Пустая глазница. Провал, окаймлённый двумя беспомощными дряблыми складками.
«А заплатишь тем, чем сейчас на меня зыркаешь безо всякого почтения»…
Я оцепенела, чувствуя, как нарастает паника. Вчера слова старухи не показались мне чем-то значимым, да и сама она мыслилась сном больного разума… Всё же не сон. Вытащила с того света, как и обещала… И взяла свою жестокую плату.
Замерев и отчаянно оттягивая момент осознания потери, я вдруг ощутила кое-что ещё. По моим венам струилось что-то тягучее, спелёнатое. Приятное. Хотелось с хрустом потянуться и выпустить это наружу. А ещё рука светилась непривычно ярко. Я поднесла к лицу запястье, стараясь не думать о том, что видимый мир заметно растерял в объёме, и с удивлением уставилась на свой родовой браслет.
Барятинские презрительно называли его «браслетом полукровки» — слишком уж бледный и невыразительный по сравнению с их яркими и заметными «украшениями». Лёгкое свечение одной прерывистой полоски на правом запястье — под кожей, не на ней. У моего отца, князя Романа Барятинского, браслет и то был свит из десятка замысловато переплетающихся линий, хотя он даже не глава рода.
Сейчас же сияние было заметно сразу, даже при свете дня.

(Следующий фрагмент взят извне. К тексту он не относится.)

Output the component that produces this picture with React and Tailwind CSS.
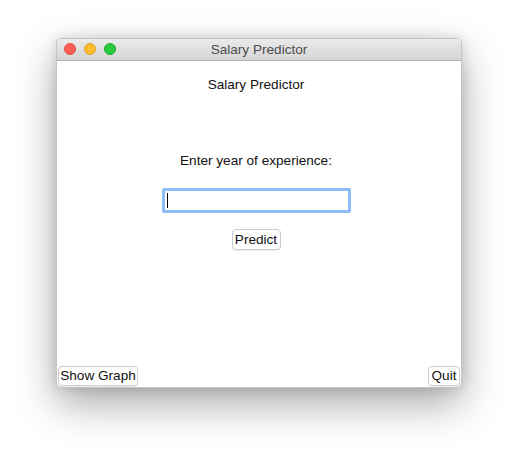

И полосок теперь было три.
Я сосредоточилась на родовой метке, ощущая тепло от неё, а ещё какое-то небывалое единение с…
С чем, я так и не успела понять: дверь выбило стеной огня, а наполненный яростью, отчаянием и чистой, неприкрытой ненавистью голос резанул по ушам.
— Что ты сделала с Милкой, тварь⁈. Она не должна была заболеть! Не могла!..
Барич Александр Ланской ворвался в комнату, и перед моим лицом застыл пышущий жаром сгусток огня.
— А дальше, дорогуша, внученька моя Дарья Романовна, разбирайся сама, — прозвучал над ухом ехидный голос старухи.
— Та́рья, — скрипнула я зубами.
«Тарья́», — робко подала голос вогульская княжна, встрепенувшись в закоулках нашей совместной с ней истерзанной души.